◆ YOUR GOAL: Copy every entry word for word, but skip the pictures.

◆ LISTING:
********************

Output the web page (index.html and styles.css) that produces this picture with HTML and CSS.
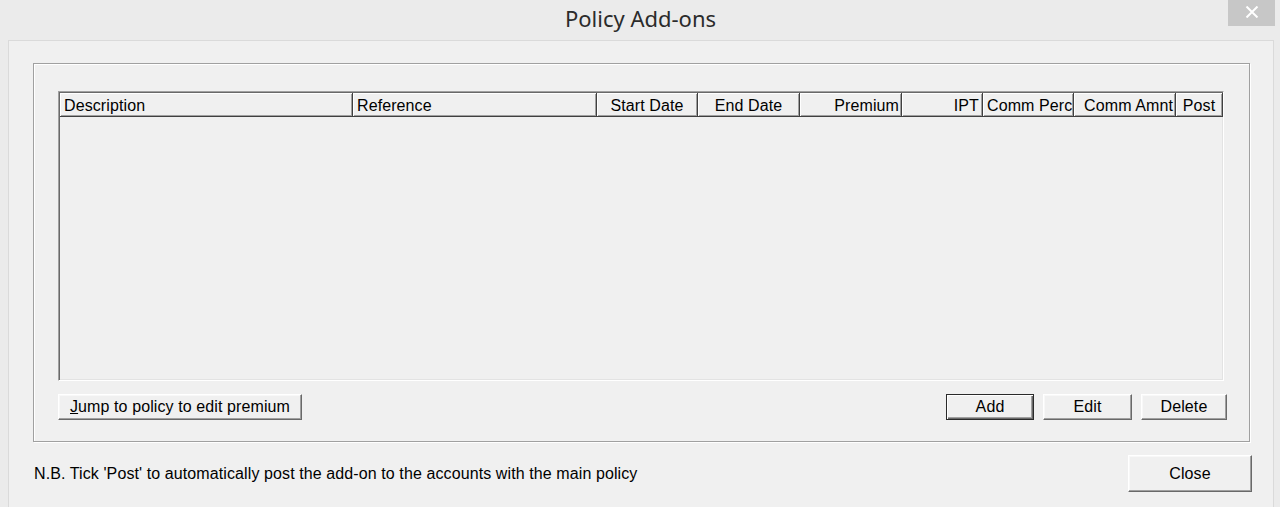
FILE: index.html
```html
<!DOCTYPE html>
<html>
<head>
<meta charset="utf-8">
<link rel="stylesheet" href="styles.css">
</head>
<body>
<div class="titlebar">
  <div class="title">Policy Add-ons</div>
  <div class="close-x" aria-label="Close">
    <svg width="14" height="12" viewBox="0 0 14 12"><path d="M1.5 0.5 L12.5 11.5 M12.5 0.5 L1.5 11.5" stroke="#fff" stroke-width="2" fill="none"/></svg>
  </div>
</div>
<div class="client">
  <div class="group">
    <div class="listview">
      <div class="header">
        <div class="col c-desc left">Description</div>
        <div class="col c-ref left">Reference</div>
        <div class="col c-start center">Start Date</div>
        <div class="col c-end center">End Date</div>
        <div class="col c-prem right">Premium</div>
        <div class="col c-ipt right">IPT</div>
        <div class="col c-cperc left">Comm Perc</div>
        <div class="col c-camnt right">Comm Amnt</div>
        <div class="col c-post center">Post</div>
      </div>
    </div>
    <div class="btnrow">
      <button class="btn btn-jump"><u>J</u>ump to policy to edit premium</button>
      <div class="btngroup">
        <button class="btn btn-add default">Add</button>
        <button class="btn btn-edit">Edit</button>
        <button class="btn btn-del">Delete</button>
      </div>
    </div>
  </div>
  <div class="footer">
    <div class="note">N.B. Tick 'Post' to automatically post the add-on to the accounts with the main policy</div>
    <button class="btn btn-close">Close</button>
  </div>
</div>
</body>
</html>
```
FILE: styles.css
```css
html, body {
  margin: 0;
  padding: 0;
}
body {
  width: 1280px;
  height: 507px;
  overflow: hidden;
  background: #ebebeb;
  font-family: "Liberation Sans", Arial, sans-serif;
  font-size: 16px;
  letter-spacing: 0.1px;
  color: #000;
}
.titlebar {
  height: 40px;
  display: flex;
  align-items: center;
  justify-content: center;
  position: relative;
}
.title {
  font-family: "Noto Sans", "Open Sans", sans-serif;
  font-size: 22px;
  letter-spacing: 0;
  color: #2b2b2b;
  margin-top: -5px;
  margin-left: 1px;
}
.close-x {
  position: absolute;
  left: 1228px;
  top: 0;
  width: 47px;
  height: 26px;
  background: #c7c7c7;
  display: flex;
  align-items: center;
  justify-content: center;
  padding-bottom: 2px;
  box-sizing: border-box;
}
.client {
  margin-left: 8px;
  width: 1266px;
  height: 480px;
  background: #f0f0f0;
  border: 1px solid #dadada;
  border-bottom: none;
  padding: 22px 0 0 24px;
  box-sizing: border-box;
}
.group {
  width: 1217px;
  box-sizing: border-box;
  border: 1px solid #a0a0a0;
  box-shadow: inset 1px 1px 0 #fff, 1px 1px 0 #fff;
  padding: 27px 24px 21px 24px;
}
.listview {
  width: 1166px;
  height: 290px;
  box-sizing: border-box;
  border: 1px solid;
  border-color: #a0a0a0 #fff #fff #a0a0a0;
  box-shadow: inset 1px 1px 0 #696969, inset -1px -1px 0 #e3e3e3;
  padding: 1px;
  background: #f0f0f0;
  overflow: hidden;
}
.header {
  display: flex;
  height: 24px;
}
.col {
  height: 24px;
  box-sizing: border-box;
  flex: none;
  background: #f0f0f0;
  border-right: 1px solid #404040;
  border-bottom: 1px solid #404040;
  box-shadow: inset 1px 1px 0 #fff, inset -1px -1px 0 #a0a0a0;
  line-height: 25px;
  padding: 0 4px;
  white-space: nowrap;
  overflow: hidden;
}
.left { text-align: left; }
.center { text-align: center; }
.right { text-align: right; }
.c-desc { width: 293px; }
.c-ref { width: 244px; }
.c-start { width: 101px; }
.c-end { width: 102px; }
.c-prem { width: 102px; padding-right: 2px; }
.c-ipt { width: 81px; padding-right: 3px; }
.c-cperc { width: 91px; }
.c-camnt { width: 102px; padding-right: 2px; }
.c-post { width: 47px; }
.btnrow {
  display: flex;
  justify-content: space-between;
  margin-top: 13px;
  margin-right: -2px;
  height: 26px;
}
.btngroup {
  display: flex;
  gap: 9px;
}
.btn {
  font-family: "Liberation Sans", Arial, sans-serif;
  font-size: 16px;
  letter-spacing: 0.1px;
  color: #000;
  background: #f0f0f0;
  height: 26px;
  margin: 0;
  padding: 0;
  box-sizing: border-box;
  border: 1px solid;
  border-color: #fff #696969 #696969 #fff;
  box-shadow: inset -1px -1px 0 #a0a0a0, inset 1px 1px 0 #f8f8f8;
  line-height: 22px;
}
.btn-jump { width: 244px; }
.btn-add { width: 88px; }
.btn-edit { width: 89px; }
.btn-del { width: 86px; }
.btn.default {
  border: 1px solid #2a2a2a;
  box-shadow: inset 1px 1px 0 #fff, inset -1px -1px 0 #696969, inset -2px -2px 0 #a0a0a0;
}
.footer {
  width: 1219px;
  display: flex;
  align-items: center;
  justify-content: space-between;
  margin-top: 13px;
  padding-left: 1px;
  box-sizing: border-box;
}
.note {
  white-space: nowrap;
}
.btn-close {
  width: 124px;
  height: 37px;
  line-height: 33px;
}
```
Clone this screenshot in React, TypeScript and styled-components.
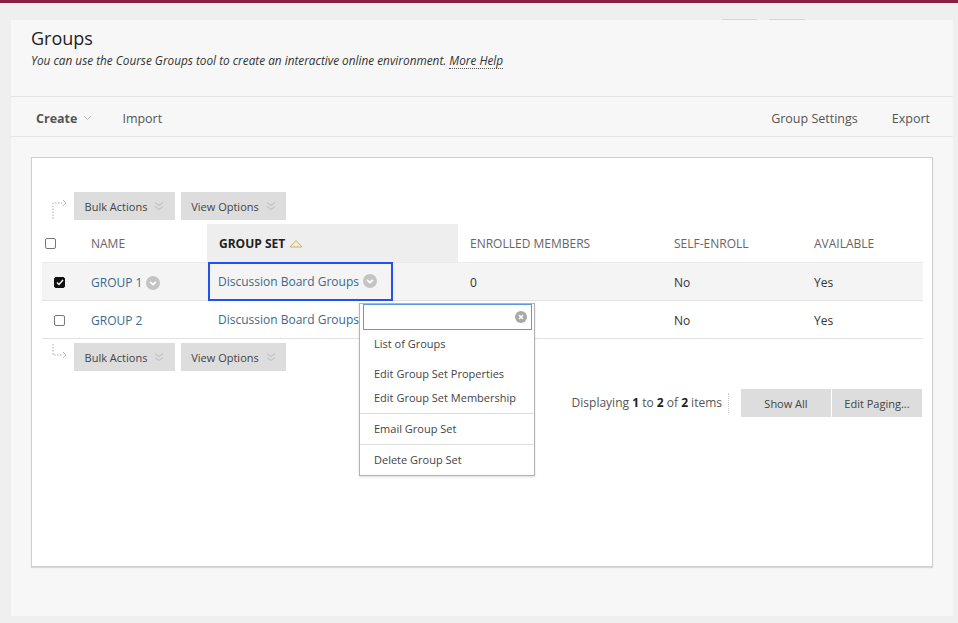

********************

◆ TASK ANSWER:
Output the web page (index.html and styles.css) that produces this picture with HTML and CSS.
FILE: index.html
```html
<!DOCTYPE html>
<html>
<head>
<meta charset="utf-8">
<link rel="stylesheet" href="styles.css">
</head>
<body>
<div class="titlebar">
  <div class="title">Policy Add-ons</div>
  <div class="close-x" aria-label="Close">
    <svg width="14" height="12" viewBox="0 0 14 12"><path d="M1.5 0.5 L12.5 11.5 M12.5 0.5 L1.5 11.5" stroke="#fff" stroke-width="2" fill="none"/></svg>
  </div>
</div>
<div class="client">
  <div class="group">
    <div class="listview">
      <div class="header">
        <div class="col c-desc left">Description</div>
        <div class="col c-ref left">Reference</div>
        <div class="col c-start center">Start Date</div>
        <div class="col c-end center">End Date</div>
        <div class="col c-prem right">Premium</div>
        <div class="col c-ipt right">IPT</div>
        <div class="col c-cperc left">Comm Perc</div>
        <div class="col c-camnt right">Comm Amnt</div>
        <div class="col c-post center">Post</div>
      </div>
    </div>
    <div class="btnrow">
      <button class="btn btn-jump"><u>J</u>ump to policy to edit premium</button>
      <div class="btngroup">
        <button class="btn btn-add default">Add</button>
        <button class="btn btn-edit">Edit</button>
        <button class="btn btn-del">Delete</button>
      </div>
    </div>
  </div>
  <div class="footer">
    <div class="note">N.B. Tick 'Post' to automatically post the add-on to the accounts with the main policy</div>
    <button class="btn btn-close">Close</button>
  </div>
</div>
</body>
</html>
```
FILE: styles.css
```css
html, body {
  margin: 0;
  padding: 0;
}
body {
  width: 1280px;
  height: 507px;
  overflow: hidden;
  background: #ebebeb;
  font-family: "Liberation Sans", Arial, sans-serif;
  font-size: 16px;
  letter-spacing: 0.1px;
  color: #000;
}
.titlebar {
  height: 40px;
  display: flex;
  align-items: center;
  justify-content: center;
  position: relative;
}
.title {
  font-family: "Noto Sans", "Open Sans", sans-serif;
  font-size: 22px;
  letter-spacing: 0;
  color: #2b2b2b;
  margin-top: -5px;
  margin-left: 1px;
}
.close-x {
  position: absolute;
  left: 1228px;
  top: 0;
  width: 47px;
  height: 26px;
  background: #c7c7c7;
  display: flex;
  align-items: center;
  justify-content: center;
  padding-bottom: 2px;
  box-sizing: border-box;
}
.client {
  margin-left: 8px;
  width: 1266px;
  height: 480px;
  background: #f0f0f0;
  border: 1px solid #dadada;
  border-bottom: none;
  padding: 22px 0 0 24px;
  box-sizing: border-box;
}
.group {
  width: 1217px;
  box-sizing: border-box;
  border: 1px solid #a0a0a0;
  box-shadow: inset 1px 1px 0 #fff, 1px 1px 0 #fff;
  padding: 27px 24px 21px 24px;
}
.listview {
  width: 1166px;
  height: 290px;
  box-sizing: border-box;
  border: 1px solid;
  border-color: #a0a0a0 #fff #fff #a0a0a0;
  box-shadow: inset 1px 1px 0 #696969, inset -1px -1px 0 #e3e3e3;
  padding: 1px;
  background: #f0f0f0;
  overflow: hidden;
}
.header {
  display: flex;
  height: 24px;
}
.col {
  height: 24px;
  box-sizing: border-box;
  flex: none;
  background: #f0f0f0;
  border-right: 1px solid #404040;
  border-bottom: 1px solid #404040;
  box-shadow: inset 1px 1px 0 #fff, inset -1px -1px 0 #a0a0a0;
  line-height: 25px;
  padding: 0 4px;
  white-space: nowrap;
  overflow: hidden;
}
.left { text-align: left; }
.center { text-align: center; }
.right { text-align: right; }
.c-desc { width: 293px; }
.c-ref { width: 244px; }
.c-start { width: 101px; }
.c-end { width: 102px; }
.c-prem { width: 102px; padding-right: 2px; }
.c-ipt { width: 81px; padding-right: 3px; }
.c-cperc { width: 91px; }
.c-camnt { width: 102px; padding-right: 2px; }
.c-post { width: 47px; }
.btnrow {
  display: flex;
  justify-content: space-between;
  margin-top: 13px;
  margin-right: -2px;
  height: 26px;
}
.btngroup {
  display: flex;
  gap: 9px;
}
.btn {
  font-family: "Liberation Sans", Arial, sans-serif;
  font-size: 16px;
  letter-spacing: 0.1px;
  color: #000;
  background: #f0f0f0;
  height: 26px;
  margin: 0;
  padding: 0;
  box-sizing: border-box;
  border: 1px solid;
  border-color: #fff #696969 #696969 #fff;
  box-shadow: inset -1px -1px 0 #a0a0a0, inset 1px 1px 0 #f8f8f8;
  line-height: 22px;
}
.btn-jump { width: 244px; }
.btn-add { width: 88px; }
.btn-edit { width: 89px; }
.btn-del { width: 86px; }
.btn.default {
  border: 1px solid #2a2a2a;
  box-shadow: inset 1px 1px 0 #fff, inset -1px -1px 0 #696969, inset -2px -2px 0 #a0a0a0;
}
.footer {
  width: 1219px;
  display: flex;
  align-items: center;
  justify-content: space-between;
  margin-top: 13px;
  padding-left: 1px;
  box-sizing: border-box;
}
.note {
  white-space: nowrap;
}
.btn-close {
  width: 124px;
  height: 37px;
  line-height: 33px;
}
```
Clone this screenshot in React, TypeScript and styled-components.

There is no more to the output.